The President gave the Nigerian Shippers  Council (NSC), the powers, under which it was vibrating anew: the power of an Economic Regulator. Yet, the same Government went to bed, snoring, when it was incarcerated by court injunctions. Which is a good reason, why the wise, do not beat the rich-man’s dog; because, they know, it might be considered a slap, on the big man.

The Maritime First learnt, that the only reason why the Federal Ministry of Transport got involved, and invited the Seaport Terminal Operators of Nigeria (STOAN), the NSC, and the Freight Forwarders to Abuja, was because Government was LOOSING revenues!

The freight forwarders believed they were right, to take the view of the NSC,
as expressed in the controversial advert, slashing storage and other charges as good, simply because, it favoured them .

Thus, they decided, to lift the letters off the page, and commence immediate implementation. Perhaps, beyond self righteousness, they could also hide under the notion of trade “fairness”, “trade reality”, or “economic reality”. They had moral justification.

Yet, they failed to realize that, Magna Carter agrees that if a man has enjoyed a privilege for a while, he also has the legal justification to defend it as right!

They also seemingly forgot, that Seaport operators had existed precariously, functioning without the desired or relevant legal framework.

They forgot, that for this category of people, trading with bank loans, sourced sometimes, at compound interest rates; with an equally attendant vigor, to recoup as soon as one could possibly can.

They also forgot, that the STOAN might enjoy some peculiar advantages, if the whole issue, is about going legalistic. What with the several options of injunctions, from interlocutory, interim, Ex parte, etc, to unending adjournment! With “status quo ante”, continually remaining favourable to its members.
Now, who go tire first?!

Would the inclusion of the Shippers Association be considered specifically strategic?
Yes, in the sense that it may re-invigorate the NSC impetus to go the extra miles. No, in the sense that it makes settling out of court, more complex, rigorous and daunting.

Thank God the Council did not encourage the Supervisory Ministry, the Ministry of Transport to wade into the issue, as co respondents. The main platform for amicable settlement would then have been foreclosed.

In order words, even as things stand, there is still room, for amicable settlement, especially an out of court.
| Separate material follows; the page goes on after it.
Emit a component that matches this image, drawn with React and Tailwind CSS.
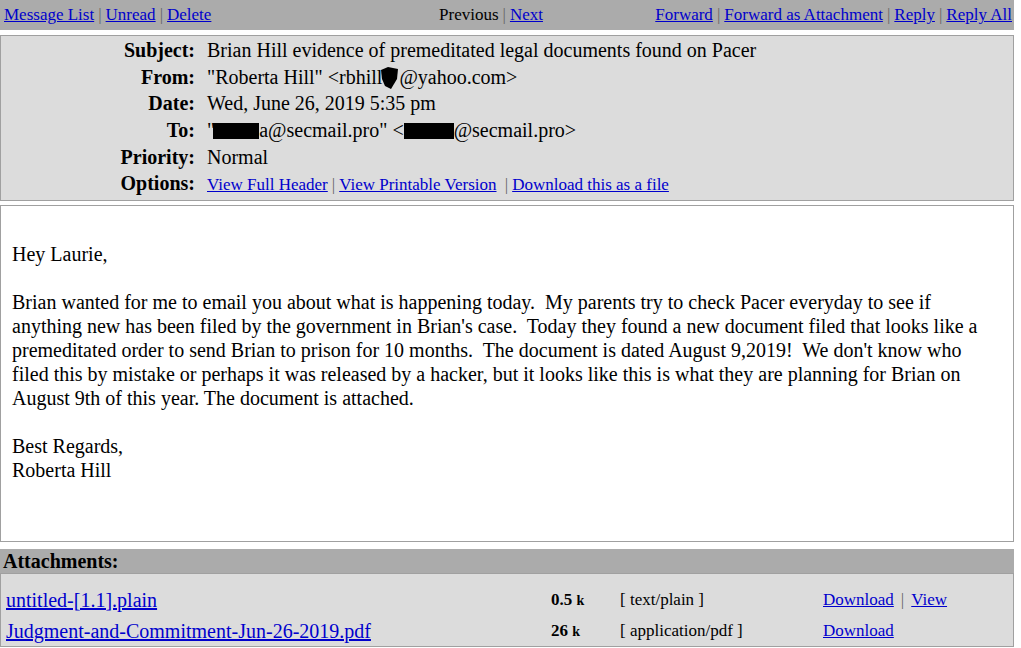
import React from 'react';

const serif = { fontFamily: '"Liberation Serif", "Times New Roman", serif' };

const A = ({ children, className = '' }) => (
  <a href="#" className={`text-[#0000cc] underline ${className}`}>
    {children}
  </a>
);

const Sep = () => <span className="text-[#666] mx-[4px]">|</span>;

const Blob = () => (
  <svg width="20" height="24" viewBox="0 0 20 24" className="inline-block align-[-6px] -ml-[3px]">
    <polygon points="2,4 9,1 19,3 18,13 12,23 6,20 3,13" fill="#000" />
  </svg>
);

const Bar = ({ w }) => <span className={`inline-block h-[16px] bg-black align-[-2px] ${w}`} />;

const HeaderRow = ({ label, children }) => (
  <div className="flex h-[26.6px] items-center">
    <div className="w-[194px] text-right font-bold">{label}</div>
    <div className="pl-[12px] whitespace-nowrap">{children}</div>
  </div>
);

const attachments = [
  { name: 'untitled-[1.1].plain', size: '0.5', type: '[ text/plain ]', view: true },
  { name: 'Judgment-and-Commitment-Jun-26-2019.pdf', size: '26', type: '[ application/pdf ]', view: false },
];

export default function App() {
  return (
    <div className="w-[1014px] bg-white text-black" style={serif}>
      {/* top nav */}
      <div className="flex h-[30px] items-center bg-[#ababab] text-[17px]">
        <div className="w-[330px] pl-[4px] whitespace-nowrap">
          <A>Message List</A>
          <Sep />
          <A>Unread</A>
          <Sep />
          <A>Delete</A>
        </div>
        <div className="w-[322px] text-center whitespace-nowrap">
          Previous
          <Sep />
          <A>Next</A>
        </div>
        <div className="flex-1 pr-[2px] text-right whitespace-nowrap">
          <A>Forward</A>
          <Sep />
          <A>Forward as Attachment</A>
          <Sep />
          <A>Reply</A>
          <Sep />
          <A>Reply All</A>
        </div>
      </div>

      {/* message header */}
      <div className="mt-[5px] h-[166px] border border-[#a0a0a0] bg-[#dcdcdc] pt-[1px] text-[20px]">
        <HeaderRow label="Subject:">Brian Hill evidence of premeditated legal documents found on Pacer</HeaderRow>
        <HeaderRow label="From:">
          "Roberta Hill" &lt;rbhill<Blob />@yahoo.com&gt;
        </HeaderRow>
        <HeaderRow label="Date:">Wed, June 26, 2019 5:35 pm</HeaderRow>
        <HeaderRow label="To:">
          "<Bar w="w-[46px] -ml-[2px]" />a@secmail.pro" &lt;<Bar w="w-[50px]" />@secmail.pro&gt;
        </HeaderRow>
        <HeaderRow label="Priority:">Normal</HeaderRow>
        <HeaderRow label="Options:">
          <span className="text-[17px]">
            <A>View Full Header</A>
            <Sep />
            <A>View Printable Version</A>
            <span className="text-[#666] mx-[4px]">&nbsp;|</span>
            <A>Download this as a file</A>
          </span>
        </HeaderRow>
      </div>

      {/* body */}
      <div className="mt-[4px] h-[337px] border border-[#a0a0a0] bg-white px-[11px] pt-[36px] text-[20px] leading-[24px] whitespace-nowrap">
        Hey Laurie,
        <br />
        <br />
        Brian wanted for me to email you about what is happening today.&nbsp; My parents try to check Pacer everyday to see if
        <br />
        anything new has been filed by the government in Brian's case.&nbsp; Today they found a new document filed that looks like a
        <br />
        premeditated order to send Brian to prison for 10 months.&nbsp; The document is dated August 9,2019!&nbsp; We don't know who
        <br />
        filed this by mistake or perhaps it was released by a hacker, but it looks like this is what they are planning for Brian on
        <br />
        August 9th of this year. The document is attached.
        <br />
        <br />
        Best Regards,
        <br />
        Roberta Hill
      </div>

      {/* attachments */}
      <div className="mt-[7px] flex h-[24px] items-center bg-[#ababab] pl-[3px] text-[20px] font-bold">
        Attachments:
      </div>
      <div className="h-[74px] border border-[#a0a0a0] bg-[#dcdcdc] pt-[10px]">
        {attachments.map((a) => (
          <div key={a.name} className="grid h-[31px] grid-cols-[550px_69px_203px_1fr] items-center whitespace-nowrap">
            <div className="pl-[5px] text-[20px]">
              <A>{a.name}</A>
            </div>
            <div className="text-[17px] font-bold">
              {a.size} <span className="text-[14px]">k</span>
            </div>
            <div className="text-[17px]">{a.type}</div>
            <div className="text-[17px]">
              <A>Download</A>
              {a.view && (
                <>
                  <span className="text-[#666] mx-[7px]">|</span>
                  <A>View</A>
                </>
              )}
            </div>
          </div>
        ))}
      </div>
    </div>
  );
}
But, it must not be under a situation where a Minister of Transport, who knows how strategic the industry is, to the national economy, would call a Peace Meeting, ran it half way, and abandoned it, handing it over, to one of the “interested parties”.
The Minister, at this point must accept blame, for the in inconclusiveness, inconveniences, inaccuracies and the unacceptableness of the “communique”, that emerged, from the Abuja peace meeting.
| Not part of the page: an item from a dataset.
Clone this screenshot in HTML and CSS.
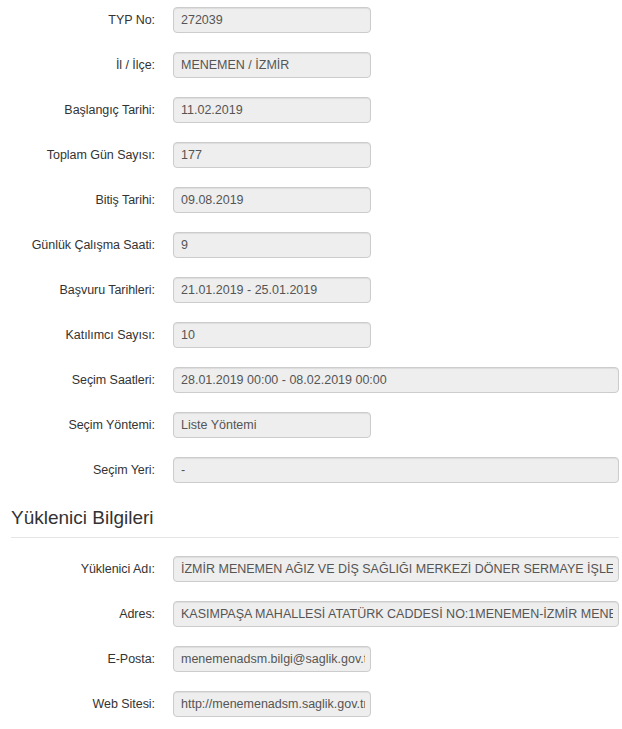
FILE: index.html
```html
<!DOCTYPE html>
<html lang="tr">
<head>
<meta charset="utf-8">
<title>TYP Bilgileri</title>
<link rel="stylesheet" href="styles.css">
</head>
<body>
<div class="page">
  <div class="form">
    <div class="row"><label class="label">TYP No:</label><div class="field short"><span class="val">272039</span></div></div>
    <div class="row"><label class="label">İl / İlçe:</label><div class="field short"><span class="val">MENEMEN / İZMİR</span></div></div>
    <div class="row"><label class="label">Başlangıç Tarihi:</label><div class="field short"><span class="val">11.02.2019</span></div></div>
    <div class="row"><label class="label">Toplam Gün Sayısı:</label><div class="field short"><span class="val">177</span></div></div>
    <div class="row"><label class="label">Bitiş Tarihi:</label><div class="field short"><span class="val">09.08.2019</span></div></div>
    <div class="row"><label class="label">Günlük Çalışma Saati:</label><div class="field short"><span class="val">9</span></div></div>
    <div class="row"><label class="label">Başvuru Tarihleri:</label><div class="field short"><span class="val">21.01.2019 - 25.01.2019</span></div></div>
    <div class="row"><label class="label">Katılımcı Sayısı:</label><div class="field short"><span class="val">10</span></div></div>
    <div class="row"><label class="label">Seçim Saatleri:</label><div class="field wide"><span class="val">28.01.2019 00:00 - 08.02.2019 00:00</span></div></div>
    <div class="row"><label class="label">Seçim Yöntemi:</label><div class="field short"><span class="val">Liste Yöntemi</span></div></div>
    <div class="row"><label class="label">Seçim Yeri:</label><div class="field wide"><span class="val">-</span></div></div>
  </div>

  <h3 class="section-title">Yüklenici Bilgileri</h3>

  <div class="form">
    <div class="row"><label class="label">Yüklenici Adı:</label><div class="field wide"><span class="val">İZMİR MENEMEN AĞIZ VE DİŞ SAĞLIĞI MERKEZİ DÖNER SERMAYE İŞLETMESİ</span></div></div>
    <div class="row"><label class="label">Adres:</label><div class="field wide"><span class="val">KASIMPAŞA MAHALLESİ ATATÜRK CADDESİ NO:1MENEMEN-İZMİR MENEMEN</span></div></div>
    <div class="row"><label class="label">E-Posta:</label><div class="field short"><span class="val">menemenadsm.bilgi@saglik.gov.tr</span></div></div>
    <div class="row"><label class="label">Web Sitesi:</label><div class="field short"><span class="val">http://menemenadsm.saglik.gov.tr</span></div></div>
  </div>
</div>
</body>
</html>
```

FILE: styles.css
```css
* { box-sizing: border-box; }

html, body {
  margin: 0;
  padding: 0;
  background: #fff;
}

body {
  font-family: "Liberation Sans", Arial, Helvetica, sans-serif;
  font-size: 12.5px;
  color: #333;
}

.page {
  padding: 7px 3px 0 11px;
}

.form {
  display: flex;
  flex-direction: column;
  gap: 19px;
}

.row {
  display: flex;
  align-items: center;
  height: 26px;
}

.label {
  width: 144px;
  text-align: right;
  color: #333;
  white-space: nowrap;
  letter-spacing: -0.05px;
}

.field {
  margin-left: 18px;
  height: 26px;
  display: flex;
  align-items: center;
  padding: 0 5px 0 7px;
  background: #eee;
  border: 1px solid #ccc;
  border-radius: 4px;
  color: #555;
  box-shadow: inset 0 1px 1px rgba(0, 0, 0, 0.075);
}

.val {
  display: block;
  overflow: hidden;
  white-space: nowrap;
  width: 100%;
}

.short { width: 198px; }
.wide { width: 446px; }

.section-title {
  margin: 24px 0 18px 0;
  padding-bottom: 8px;
  border-bottom: 1px solid #e5e5e5;
  font-size: 19px;
  line-height: 22px;
  font-weight: normal;
  color: #333;
}
```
He must also guide against a recurrence. The excuse that he was summoned by Aso Rock, must be considered untenable, because, he in actual fact, initiated the meeting. Why didn’t he call for a break, be it tea, lunch etc, etc.

He must therefore, re-initiate another Peace Meeting, before the controversial “communique” or “recommendations”, begins to heat up the industry.
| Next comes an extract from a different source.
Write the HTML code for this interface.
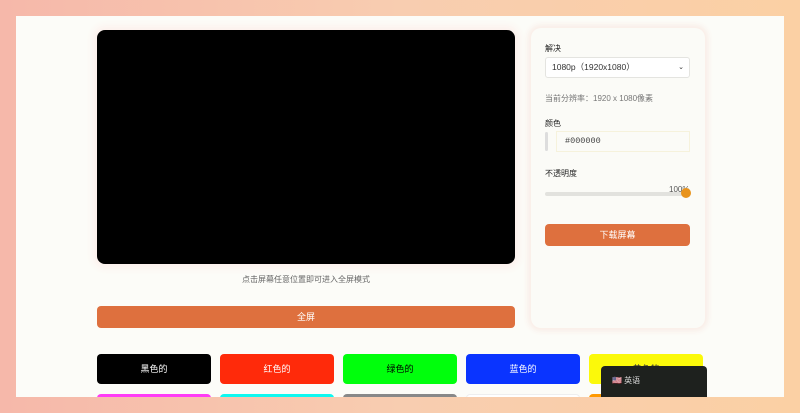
<!DOCTYPE html>
<html><head><meta charset="utf-8"><style>
*{margin:0;padding:0;box-sizing:border-box}
body{width:800px;height:413px;overflow:hidden;background:linear-gradient(90deg,#f6b8aa,#f8cdb0 50%,#fbd0a4);font-family:"Liberation Sans","Noto Sans CJK SC",sans-serif;position:relative}
.page{position:absolute;left:16px;top:16px;width:768px;height:381px;background:#fcfcf8;overflow:hidden}
.abs{position:absolute}
.screen{left:81px;top:14px;width:418px;height:234px;background:#000;border-radius:8px;box-shadow:0 0 8px 4px #fdf0ec}
.cap{left:81px;top:258px;width:418px;text-align:center;font-size:8px;color:#666}
.btn{background:#de703e;color:#fff;border-radius:4px;text-align:center;font-size:9px}
.panel{left:515px;top:12px;width:174px;height:300px;background:#fbfbf7;border-radius:10px;box-shadow:0 0 6px 3px #f9ece6}
.lbl{font-size:8px;color:#222}
.c{width:114px;height:30px;border-radius:4px;font-size:9px;text-align:center;line-height:30px;color:#fff}
</style></head><body>
<div class="page">
<div class="abs screen"></div>
<div class="abs cap">点击屏幕任意位置即可进入全屏模式</div>
<div class="abs btn" style="left:81px;top:290px;width:418px;height:22px;line-height:22px">全屏</div>
<div class="abs panel">
 <div class="abs lbl" style="left:14px;top:15px">解决</div>
 <div class="abs" style="left:14px;top:29px;width:145px;height:21px;border:1px solid #e4e4e0;border-radius:3px;font-size:8.5px;color:#333;line-height:19px;padding-left:6px;background:#fff">1080p（1920x1080）<span style="position:absolute;right:5px;font-size:7px">⌄</span></div>
 <div class="abs" style="left:14px;top:65px;font-size:8px;color:#777">当前分辨率：1920 x 1080像素</div>
 <div class="abs lbl" style="left:14px;top:90px">颜色</div>
 <div class="abs" style="left:14px;top:104px;width:3px;height:19px;background:#ddd;border-radius:2px"></div>
 <div class="abs" style="left:25px;top:103px;width:134px;height:21px;border:1px solid #f6f2dc;font-family:'Liberation Mono',monospace;font-size:8.5px;color:#444;line-height:19px;padding-left:8px">#000000</div>
 <div class="abs lbl" style="left:14px;top:140px">不透明度</div>
 <div class="abs" style="left:138px;top:157px;font-size:8px;color:#555">100%</div>
 <div class="abs" style="left:14px;top:164px;width:145px;height:4px;background:#e2e2de;border-radius:2px"></div>
 <div class="abs" style="left:150px;top:160px;width:10px;height:10px;background:#e8931c;border-radius:50%"></div>
 <div class="abs btn" style="left:14px;top:196px;width:145px;height:22px;line-height:22px">下载屏幕</div>
</div>
<div class="abs c" style="left:81px;top:338px;background:#000">黑色的</div>
<div class="abs c" style="left:204px;top:338px;background:#ff2a0a">红色的</div>
<div class="abs c" style="left:327px;top:338px;background:#00ff0c;color:#000">绿色的</div>
<div class="abs c" style="left:450px;top:338px;background:#0a34ff">蓝色的</div>
<div class="abs c" style="left:573px;top:338px;background:#fbf90a;color:#333">黄色的</div>
<div class="abs c" style="left:81px;top:378px;background:#ff3cf5"></div>
<div class="abs c" style="left:204px;top:378px;background:#0ff8f0"></div>
<div class="abs c" style="left:327px;top:378px;background:#888"></div>
<div class="abs c" style="left:450px;top:378px;background:#fff;border:1px solid #eee"></div>
<div class="abs c" style="left:573px;top:378px;background:#f90"></div>
<div class="abs" style="left:585px;top:350px;width:106px;height:40px;background:#1e211e;border-radius:4px;color:#ddd;font-size:8px;padding:9px 0 0 11px">🇺🇸 英语</div>
</div>
</body></html>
Meanwhile, both the STOAN and NSC may also begin now, to reconsider the degree of ground to give or take, in a bid to finally evolve an agreeable Compromise! All the parties may thereafter approach the court, to indicate that in the country’s overall interest, they have sought a functional alternative dispute resolution.

The parties, in the interest of billions that the Government, nay the country would further lose, in the event of another avoidable strike action; should also avoid issue “sub judice”; they must keep talking.

The Yoruba would say: Eni ti o ni ede ngbona, to sa lo si Ede…o si mpadaa bo wa si ede, bi o ba kuro ni Ede”. He who run to Ede, because the home is hot, he would still come home whenever he leaves Ede.

The Minister bungled the first peace initiative. The Minister must re-initiate another. And timely too!